The implementation is free to merge several consecutive sglist entries
into one (e.g. if DMA mapping is done with PAGE_SIZE granularity, any
consecutive sglist entries can be merged into one provided the first one
ends and the second one starts on a page boundary - in fact this is a huge
advantage for cards which either cannot do scatter-gather or have very
limited number of scatter-gather entries) and returns the actual number
of sg entries it mapped them to. On failure 0 is returned.

Then you should loop count times (note: this can be less than nents times)
and use sg_dma_address() and sg_dma_len() macros where you previously
accessed sg->address and sg->length as shown above.

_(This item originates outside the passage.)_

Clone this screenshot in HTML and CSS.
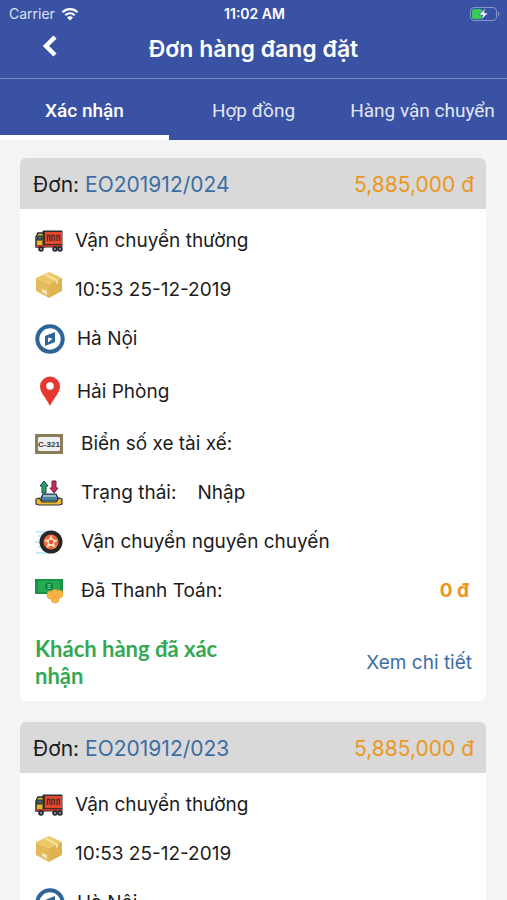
FILE: index.html
```
<!DOCTYPE html>
<html lang="vi">
<head>
<meta charset="UTF-8">
<meta name="viewport" content="width=device-width, initial-scale=1.0">
<title>Đơn hàng đang đặt</title>
<link rel="stylesheet" href="styles.css">
</head>
<body>
<svg class="sprite" aria-hidden="true">
  <symbol id="truck" viewBox="0 0 28 24">
    <path d="M1 18V8l2-4h6v14z" fill="#e5b62e" stroke="#252c32" stroke-width="1.5"/>
    <path d="M3 7h4v4H2z" fill="#3d6470" stroke="#252c32"/>
    <path d="M8 2h19v16H8z" fill="#4a2a26" stroke="#252c32"/>
    <path d="M10 3h17v12H10z" fill="#e5482c"/>
    <path d="M12.500 12V6.500h2.500V12M17 12V6.500h2.500V12M22 12V6.500h2.500V12" fill="none" stroke="#5c2924" stroke-width="1.3"/>
    <path d="M1 17h26" stroke="#b83a26" stroke-width="2"/>
    <g fill="#7b8690" stroke="#20262b" stroke-width="1.5"><circle cx="6" cy="20" r="2"/><circle cx="20" cy="20" r="2"/><circle cx="25" cy="20" r="2"/></g>
  </symbol>
  <symbol id="box" viewBox="0 0 28 28">
    <path d="M14 1l13 6-13 6L1 7z" fill="#ebc766"/>
    <path d="M1 7l13 6v14L1 20z" fill="#e5ba58"/>
    <path d="M27 7l-13 6v14l13-7z" fill="#dfb351"/>
    <path d="M9 4l3-1 11 6v3l-2 1v-3z" fill="#f7e3a5"/>
    <path d="M7 18l5 2v4l-5-3z" fill="#f8e8bb"/>
  </symbol>
  <symbol id="compass" viewBox="0 0 30 30">
    <circle cx="15" cy="15" r="12.7" fill="#fff" stroke="#2f6499" stroke-width="4"/>
    <path d="M20 8v10l-10 4V12z" fill="#2f6499"/>
    <path d="M13 13.500l4.500 1.200-4.500 3.800z" fill="#fff"/>
  </symbol>
  <symbol id="pin" viewBox="0 0 22 30">
    <path d="M11 30C8 23 1 17 1 10.500a10 10 0 0 1 20 0C21 17 14 23 11 30z" fill="#e5392f"/>
    <circle cx="11" cy="10" r="3.800" fill="#fff"/>
  </symbol>
  <symbol id="cargo" viewBox="0 0 28 28">
    <path d="M9 2l4 5h-2v7H7V7H5z" fill="#20a66c" stroke="#1e4440"/>
    <path d="M19 14l4-5h-2V2h-4v7h-2z" fill="#df2455" stroke="#512a3c"/>
    <path d="M8 15h13l2 4v3H6v-3z" fill="#4f819c" stroke="#22333d" stroke-width="1.200"/>
    <path d="M8 17h13" stroke="#b2ced9" stroke-width="1.500"/>
    <path d="M1 20l3-1 3 4h14l3-4 3 1v5l-3 1H4l-3-1z" fill="#efb72e" stroke="#33363a" stroke-width="1.200"/>
  </symbol>
  <symbol id="wheel" viewBox="0 0 28 26">
    <path d="M1 3h10M3 7h6M0 13h7M3 18h7M1 24h11" stroke="#b5e8f3" stroke-width="1.500"/>
    <circle cx="16" cy="13" r="11.500" fill="#272829"/>
    <circle cx="16" cy="13" r="7.500" fill="#f0693f"/>
    <path d="M16 6l2 4.500 5 .5-4 3 1.500 5-4.500-2.500-4.500 2.500 1.500-5-4-3 5-.5z" fill="#ffe3bd"/>
    <circle cx="16" cy="13" r="2.200" fill="#e84d3e"/>
  </symbol>
  <symbol id="money" viewBox="0 0 28 26">
    <path d="M0 1h28v15H0z" fill="#199447"/>
    <path d="M3 3h22v11H3z" fill="#27aa56"/>
    <circle cx="14" cy="8.500" r="4" fill="#138340"/>
    <path d="M16 6.500h-3v2h2v2h-3" fill="none" stroke="#69c982"/>
    <g fill="#f8b548" stroke="#e99c32" stroke-width=".7"><circle cx="20" cy="21" r="4"/><circle cx="16" cy="17" r="4"/><circle cx="24" cy="16" r="4"/><circle cx="20" cy="15" r="3.500"/></g>
  </symbol>
</svg>

<div class="app">
  <header class="header">
    <div class="status-bar">
      <span class="carrier">Carrier
        <svg class="wifi" viewBox="0 0 18 14" aria-hidden="true">
          <path d="M1.500 5.200a10.600 10.600 0 0 1 15 0M4.300 8.200a6.700 6.700 0 0 1 9.400 0" fill="none" stroke="#fff" stroke-width="2.200"/>
          <path d="M9 13.500l-3-3a4.200 4.200 0 0 1 6 0z" fill="#fff"/>
        </svg>
      </span>
      <span class="clock">11:02 AM</span>
      <svg class="battery" viewBox="0 0 30 14" aria-hidden="true">
        <rect x=".5" y=".5" width="26" height="13" rx="3.500" fill="none" stroke="#8694c9"/>
        <path d="M28 4.500c2 1 2 4 0 5z" fill="#8694c9"/>
        <rect x="2" y="2" width="10" height="10" rx="2" fill="#35cc58"/>
        <path d="M15.500 1L9 8h4l-2 5 7-7h-4z" fill="#fff" stroke="#3952a4" stroke-width=".6"/>
      </svg>
    </div>
    <div class="title-bar">
      <button class="back" type="button" aria-label="Quay lại">
        <svg viewBox="0 0 16 22" aria-hidden="true"><path d="M13 2L4 11l9 9" fill="none" stroke="#fff" stroke-width="4.500"/></svg>
      </button>
      <h1 class="title">Đơn hàng đang đặt</h1>
    </div>
    <nav class="tabs">
      <a class="tab active" href="#confirm">Xác nhận</a>
      <a class="tab" href="#contract">Hợp đồng</a>
      <a class="tab" href="#shipping">Hàng vận chuyển</a>
    </nav>
  </header>

  <main class="orders">
    <article class="card">
      <div class="card-header">
        <h2 class="order-code">Đơn: <a href="#024">EO201912/024</a></h2>
        <span class="price">5,885,000 đ</span>
      </div>
      <ul class="details">
        <li class="row"><svg class="icon"><use href="#truck"/></svg>Vận chuyển thường</li>
        <li class="row"><svg class="icon icon-box"><use href="#box"/></svg>10:53 25-12-2019</li>
        <li class="row place"><svg class="icon"><use href="#compass"/></svg>Hà Nội</li>
        <li class="row place destination"><svg class="icon"><use href="#pin"/></svg>Hải Phòng</li>
        <li class="row info">
          <svg class="icon" viewBox="0 0 28 20">
            <path d="M0 0h28v20H0z" fill="#8b7d55"/>
            <path d="M4 3h20l1 1v12l-1 1H4l-1-1V4z" fill="#eef0f2"/>
            <text class="plate-text" x="14" y="13" text-anchor="middle">C-321</text>
          </svg>Biển số xe tài xế:</li>
        <li class="row info"><svg class="icon"><use href="#cargo"/></svg>Trạng thái:<span class="state">Nhập</span></li>
        <li class="row info"><svg class="icon"><use href="#wheel"/></svg>Vận chuyển nguyên chuyến</li>
        <li class="row info"><svg class="icon"><use href="#money"/></svg>Đã Thanh Toán:<strong class="paid">0 đ</strong></li>
      </ul>
      <div class="card-footer">
        <p class="confirmed">Khách hàng đã xác nhận</p>
        <a class="more" href="#024">Xem chi tiết</a>
      </div>
    </article>

    <article class="card">
      <div class="card-header">
        <h2 class="order-code">Đơn: <a href="#023">EO201912/023</a></h2>
        <span class="price">5,885,000 đ</span>
      </div>
      <ul class="details">
        <li class="row"><svg class="icon"><use href="#truck"/></svg>Vận chuyển thường</li>
        <li class="row"><svg class="icon icon-box"><use href="#box"/></svg>10:53 25-12-2019</li>
        <li class="row place"><svg class="icon"><use href="#compass"/></svg>Hà Nội</li>
      </ul>
    </article>
  </main>
</div>
</body>
</html>
```

FILE: styles.css
```
* {
  box-sizing: border-box;
}

body {
  margin: 0;
  background: #f4f4f4;
  color: #1c1c1c;
  font-family: Inter, "Liberation Sans", sans-serif;
  font-size: 19px;
}

a {
  color: #3c6ea3;
  text-decoration: none;
}

.sprite {
  position: absolute;
  width: 0;
  height: 0;
}

.app {
  display: flex;
  flex-direction: column;
  height: 100vh;
}

/* header */
.header {
  flex: none;
  background: #3952a4;
  color: #fff;
}

.status-bar {
  display: grid;
  grid-template-columns: 1fr auto 1fr;
  align-items: center;
  height: 27px;
  padding: 0 7px 0 9px;
  font-size: 14px;
}

.carrier {
  display: flex;
  align-items: center;
  gap: 6px;
  color: #dde1f0;
}

.wifi {
  width: 18px;
  height: 14px;
}

.clock {
  font-weight: 600;
}

.battery {
  justify-self: end;
  width: 30px;
  height: 14px;
}

.title-bar {
  display: grid;
  grid-template-columns: 100px 1fr 100px;
  height: 52px;
  padding-bottom: 8px;
  align-items: center;
  border-bottom: 1px solid #7c8cc4;
}

.back {
  justify-self: center;
  padding: 0;
  border: 0;
  background: none;
  cursor: pointer;
}

.back svg {
  display: block;
  width: 16px;
  height: 22px;
  margin-bottom: 6px;
}

.title {
  margin: 0;
  text-align: center;
  font-size: 23px;
  font-weight: 600;
}

.tabs {
  display: grid;
  grid-template-columns: repeat(3, 1fr);
  height: 61px;
}

.tab {
  padding-top: 19px;
  border-bottom: 5px solid transparent;
  color: #e3e6f3;
  font-family: Roboto, sans-serif;
  font-size: 19px;
  line-height: 26px;
  text-align: center;
  white-space: nowrap;
}

.tab.active {
  border-color: #fff;
  color: #fff;
  font-weight: 500;
}

/* order list */
.orders {
  flex: 1;
  min-height: 0;
  padding: 18px 21px 0 20px;
  overflow-y: auto;
  scrollbar-width: none;
}

.card {
  margin-bottom: 21px;
  border-radius: 6px;
  background: #fff;
  overflow: hidden;
}

.card-header {
  display: flex;
  justify-content: space-between;
  align-items: center;
  height: 51px;
  padding: 2px 12px 0 13px;
  background: #d9d9d9;
  font-size: 21px;
}

.order-code {
  margin: 0;
  font-size: 21px;
  font-weight: 400;
}

.price {
  color: #ec971f;
}

.details {
  margin: 0;
  padding: 7px 17px 0 14px;
  list-style: none;
}

.row {
  display: flex;
  align-items: center;
  gap: 11px;
  height: 49px;
}

.icon {
  flex: none;
  width: 30px;
  height: 28px;
  padding: 0 1px;
}

.icon-box {
  margin-bottom: 10px;
}

.place {
  gap: 12px;
}

.place .icon {
  width: 31px;
  height: 30px;
  padding: 0 0 0 1px;
}

.destination {
  height: 56px;
}

.info {
  gap: 17px;
}

.plate-text {
  font-family: "Liberation Sans", sans-serif;
  font-size: 8px;
  font-weight: 700;
  fill: #33353a;
}

.state {
  margin-left: 4px;
}

.paid {
  margin-left: auto;
  color: #ec971f;
  font-weight: 700;
}

.card-footer {
  display: flex;
  justify-content: space-between;
  align-items: center;
  padding: 20px 14px 12px 15px;
}

.confirmed {
  max-width: 200px;
  margin: 0;
  color: #34a853;
  font-family: Lato, sans-serif;
  font-size: 22px;
  font-weight: 700;
  line-height: 27px;
}

.more {
  font-size: 19px;
}
```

To unmap a scatterlist, just call::

	dma_unmap_sg(dev, sglist, nents, direction);

Again, make sure DMA activity has already finished.

.. note::

	The 'nents' argument to the dma_unmap_sg call must be
	the _same_ one you passed into the dma_map_sg call,
	it should _NOT_ be the 'count' value _returned_ from the
	dma_map_sg call.

Every dma_map_{single,sg}() call should have its dma_unmap_{single,sg}()
counterpart, because the DMA address space is a shared resource and
you could render the machine unusable by consuming all DMA addresses.

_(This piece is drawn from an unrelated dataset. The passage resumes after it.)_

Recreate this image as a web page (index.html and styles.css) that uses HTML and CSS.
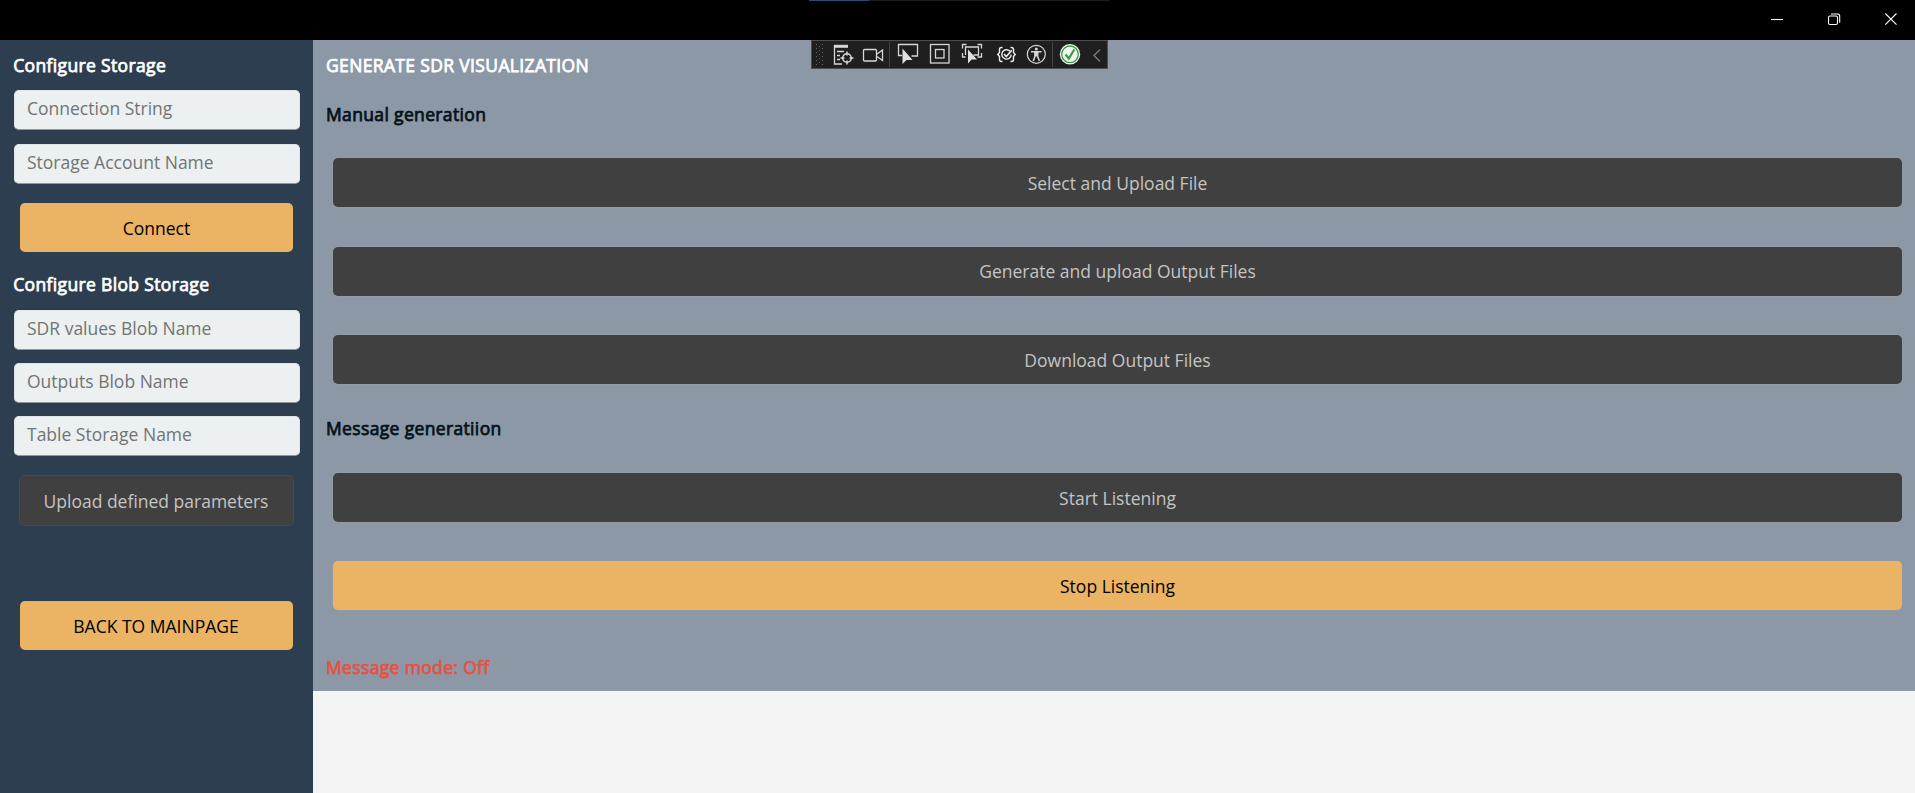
FILE: index.html
```html
<!DOCTYPE html>
<html lang="en">
<head>
<meta charset="utf-8">
<title>SDR Visualization</title>
<link rel="stylesheet" href="styles.css">
</head>
<body>
<header class="titlebar">
  <div class="accent"></div>
  <svg class="window-controls" width="140" height="40" viewBox="0 0 140 40" fill="none" stroke="#fff" stroke-width="1.1">
    <path d="M11 19.5h12"/>
    <rect x="68.500" y="16" width="9" height="8.500" rx="1.500"/>
    <path d="M71 14h6.500q2.200 0 2.200 2.200v6.600"/>
    <path d="M125.300 13.500l11.200 11.200M136.500 13.500l-11.200 11.200"/>
  </svg>
</header>
<div class="layout">
  <aside class="sidebar">
    <h2 class="heading light">Configure Storage</h2>
    <div class="fields">
      <input class="field" type="text" placeholder="Connection String">
      <input class="field" type="text" placeholder="Storage Account Name">
    </div>
    <button class="btn primary connect">Connect</button>
    <h2 class="heading light blob">Configure Blob Storage</h2>
    <div class="fields blob-fields">
      <input class="field" type="text" placeholder="SDR values Blob Name">
      <input class="field" type="text" placeholder="Outputs Blob Name">
      <input class="field" type="text" placeholder="Table Storage Name">
    </div>
    <button class="btn muted upload">Upload defined parameters</button>
    <button class="btn primary back">BACK TO MAINPAGE</button>
  </aside>
  <main class="content">
    <section class="panel">
      <h1 class="heading light">GENERATE SDR VISUALIZATION</h1>
      <h2 class="heading manual">Manual generation</h2>
      <div class="actions manual-actions">
        <button class="btn muted">Select and Upload File</button>
        <button class="btn muted">Generate and upload Output Files</button>
        <button class="btn muted">Download Output Files</button>
      </div>
      <h2 class="heading message">Message generatiion</h2>
      <div class="actions message-actions">
        <button class="btn muted">Start Listening</button>
        <button class="btn primary">Stop Listening</button>
      </div>
      <p class="heading status">Message mode: Off</p>
    </section>
  </main>
</div>
<div class="debugbar">
  <svg width="296" height="29" viewBox="0 0 296 29" fill="none" stroke="#d6d6d6" stroke-width="1.300">
    <g fill="#666" stroke="none">
      <path d="M4 4h1v1h-1zM10 4h1v1h-1zM7 6h1v1h-1zM4 8h1v1h-1zM10 8h1v1h-1zM7 10h1v1h-1zM4 12h1v1h-1zM10 12h1v1h-1zM7 14h1v1h-1zM4 16h1v1h-1zM10 16h1v1h-1zM7 18h1v1h-1zM4 20h1v1h-1zM10 20h1v1h-1zM7 22h1v1h-1zM4 24h1v1h-1zM10 24h1v1h-1z"/>
    </g>
    <path d="M22.500 5v19h7.500M25 11.500h7M25 15.500h3M25 19.500h3"/>
    <path d="M22 6.300h14" stroke-width="3"/>
    <circle cx="35" cy="18" r="4.300" stroke-width="1.600"/>
    <path d="M35 11.500v4M35 20.500v4M28.500 18h4M37.500 18h4" stroke-width="1.500"/>
    <rect x="51.500" y="9.500" width="13" height="11.500" rx="1"/>
    <path d="M65 14l5.500-4v10.500l-5.500-4"/>
    <path d="M77.500 2v25" stroke="#444" stroke-width="1"/>
    <path d="M90 15.500h-3.500v-11h19v11.500h-6"/>
    <path d="M90.500 8.500v15.500l4-4h6z" fill="#e0e0e0" stroke="none"/>
    <rect x="118.500" y="4.500" width="18.500" height="18.500"/>
    <rect x="123.500" y="9.500" width="8.500" height="8.500"/>
    <path d="M154.500 4.500h-4v4M165.500 4.500h4v4M169.500 13v4h-4M150.500 13v4h3M153.500 15v-8h13v8h-5"/>
    <path d="M156 9.500v14l3.500-4h5.500z" fill="#e0e0e0" stroke="none"/>
    <g stroke="#eee" stroke-width="1.400">
      <path d="M190.500 7.500h-1q-2 0-2 2v3l-1.700 2 1.700 2v3q0 2 2 2h1M198.500 7.500h1q2 0 2 2v3l1.700 2-1.700 2v3q0 2-2 2h-1"/>
      <path d="M198 11.300a4.700 4.700 0 1 0 1.200 3.200"/>
      <path d="M192 14l2.300 2.500 5.500-6.300" stroke-width="1.600"/>
    </g>
    <circle cx="224.300" cy="14.300" r="9" stroke-width="1.200"/>
    <circle cx="224.300" cy="9" r="1.500" fill="#d6d6d6" stroke="none"/>
    <path d="M219 11.800h10.600M222.900 12v4.500l-1.700 4.500M225.700 12v4.500l1.700 4.500M224.300 12v4.500" stroke-width="1.500"/>
    <path d="M240.500 2v25" stroke="#444" stroke-width="1"/>
    <circle cx="258" cy="14.300" r="10.200" fill="#f1f5f1" stroke="none"/>
    <circle cx="258" cy="14.300" r="8.300" stroke="#3a9a46" stroke-width="1.300"/>
    <path d="M253.500 14.500l3.300 4 5.500-9" stroke="#3a9a46" stroke-width="2.200"/>
    <path d="M288 9.500l-6 6 6 6" stroke="#777" stroke-width="1.500"/>
  </svg>
</div>
</body>
</html>
```
FILE: styles.css
```css
* { box-sizing: border-box; }

body {
  margin: 0;
  height: 793px;
  overflow: hidden;
  background: #f4f4f4;
  font-family: "Open Sans", sans-serif;
  font-size: 17.5px;
  line-height: 24px;
  color: #000;
}

.titlebar {
  height: 40px;
  background: #000;
  display: flex;
  justify-content: space-between;
}

.accent {
  width: 301px;
  height: 1px;
  margin-left: 809px;
  background: linear-gradient(to right, #26506f 60px, #191b1d 60px);
}

.window-controls { display: block; margin-right: 15px; }

.layout { display: flex; height: 753px; }

.sidebar {
  width: 313px;
  padding: 13px 13px 0 14px;
  background: #2d3e50;
  display: flex;
  flex-direction: column;
}

.content { flex: 1; }

.panel {
  height: 651px;
  padding: 13px 13px 0;
  background: #8c98a6;
  display: flex;
  flex-direction: column;
}

.heading {
  margin: 0;
  font-size: 17.5px;
  font-weight: 400;
  line-height: 24px;
  letter-spacing: 0.35px;
  color: #04121a;
  -webkit-text-stroke: 0.75px currentColor;
  white-space: nowrap;
}

.heading.light { color: #fff; }
.sidebar .heading { margin-left: -0.8px; }

.fields {
  display: flex;
  flex-direction: column;
  gap: 14px;
  margin-top: 13px;
}

.field {
  width: 286px;
  height: 40px;
  padding: 5px 12px 9px;
  border: 1px solid #dfe4e6;
  border-bottom-color: #8e979e;
  border-radius: 5px;
  background: #ecf0f1;
  font: inherit;
}

.field::placeholder { color: #717475; opacity: 1; }

.btn {
  display: block;
  height: 49px;
  padding: 0;
  border: 0;
  border-radius: 5px;
  font: inherit;
  text-align: center;
}

.primary { background: #eab464; color: #000; }
.muted { background: #404040; color: #c4c4c4; }

.sidebar .btn { margin-left: 6px; width: 273px; flex-shrink: 0; }
.sidebar .connect { margin-top: 19px; }
.blob { margin-top: 20px; }
.blob-fields { gap: 13px; margin-top: 14px; }
.sidebar .upload {
  width: 275px;
  height: 51px;
  margin: 19px 0 0 5px;
  padding-right: 1px;
  border: 1px solid #474a4d;
}
.sidebar .back { margin-top: 75px; padding-right: 1px; }

.manual { margin-top: 25px; }

.actions {
  display: flex;
  flex-direction: column;
  padding-left: 7px;
}

.actions .btn { width: 1569px; box-shadow: 0 0 0 1px #929ba4; }
.manual-actions { gap: 39.5px; margin-top: 32px; }
.message { margin-top: 32px; }
.message-actions { gap: 39px; margin-top: 33px; }
.status { margin-top: 45px; color: #e35345; }

.debugbar {
  position: absolute;
  left: 811px;
  top: 40px;
  width: 297px;
  height: 29px;
  background: #1f1f1f;
  border: 1px solid #4c4f52;
}

.debugbar svg { display: block; margin-top: -1px; }
```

If you need to use the same streaming DMA region multiple times and touch
the data in between the DMA transfers, the buffer needs to be synced
properly in order for the CPU and device to see the most up-to-date and
correct copy of the DMA buffer.

So, firstly, just map it with dma_map_{single,sg}(), and after each DMA
transfer call either::

	dma_sync_single_for_cpu(dev, dma_handle, size, direction);

or::

	dma_sync_sg_for_cpu(dev, sglist, nents, direction);

as appropriate.

Then, if you wish to let the device get at the DMA area again,
finish accessing the data with the CPU, and then before actually
giving the buffer to the hardware call either::

	dma_sync_single_for_device(dev, dma_handle, size, direction);

or::

	dma_sync_sg_for_device(dev, sglist, nents, direction);

as appropriate.

.. note::

	      The 'nents' argument to dma_sync_sg_for_cpu() and
	      dma_sync_sg_for_device() must be the same passed to
	      dma_map_sg(). It is _NOT_ the count returned by
	      dma_map_sg().

After the last DMA transfer call one of the DMA unmap routines
dma_unmap_{single,sg}(). If you don't touch the data from the first
dma_map_*() call till dma_unmap_*(), then you don't have to call the
dma_sync_*() routines at all.

Here is pseudo code which shows a situation in which you would need
to use the dma_sync_*() interfaces::

	my_card_setup_receive_buffer(struct my_card *cp, char *buffer, int len)
	{
		dma_addr_t mapping;

		mapping = dma_map_single(cp->dev, buffer, len, DMA_FROM_DEVICE);
		if (dma_mapping_error(cp->dev, mapping)) {
			/*
			 * reduce current DMA mapping usage,
			 * delay and try again later or
			 * reset driver.
			 */
			goto map_error_handling;
		}

		cp->rx_buf = buffer;
		cp->rx_len = len;
		cp->rx_dma = mapping;

		give_rx_buf_to_card(cp);
	}

	...

	my_card_interrupt_handler(int irq, void *devid, struct pt_regs *regs)
	{
		struct my_card *cp = devid;

		...
		if (read_card_status(cp) == RX_BUF_TRANSFERRED) {
			struct my_card_header *hp;

			/* Examine the header to see if we wish
			 * to accept the data.  But synchronize
			 * the DMA transfer with the CPU first
			 * so that we see updated contents.
			 */
			dma_sync_single_for_cpu(&cp->dev, cp->rx_dma,
						cp->rx_len,
						DMA_FROM_DEVICE);

			/* Now it is safe to examine the buffer. */
			hp = (struct my_card_header *) cp->rx_buf;
			if (header_is_ok(hp)) {
				dma_unmap_single(&cp->dev, cp->rx_dma, cp->rx_len,
						 DMA_FROM_DEVICE);
				pass_to_upper_layers(cp->rx_buf);
				make_and_setup_new_rx_buf(cp);
			} else {
				/* CPU should not write to
				 * DMA_FROM_DEVICE-mapped area,
				 * so dma_sync_single_for_device() is
				 * not needed here. It would be required
				 * for DMA_BIDIRECTIONAL mapping if
				 * the memory was modified.
				 */
				give_rx_buf_to_card(cp);
			}
		}
	}

Drivers converted fully to this interface should not use virt_to_bus() any
longer, nor should they use bus_to_virt(). Some drivers have to be changed a
little bit, because there is no longer an equivalent to bus_to_virt() in the
dynamic DMA mapping scheme - you have to always store the DMA addresses
returned by the dma_alloc_coherent(), dma_pool_alloc(), and dma_map_single()
calls (dma_map_sg() stores them in the scatterlist itself if the platform
supports dynamic DMA mapping in hardware) in your driver structures and/or
in the card registers.

All drivers should be using these interfaces with no exceptions.  It
is planned to completely remove virt_to_bus() and bus_to_virt() as
they are entirely deprecated.  Some ports already do not provide these
as it is impossible to correctly support them.

Invalidate and flush do work with the driver.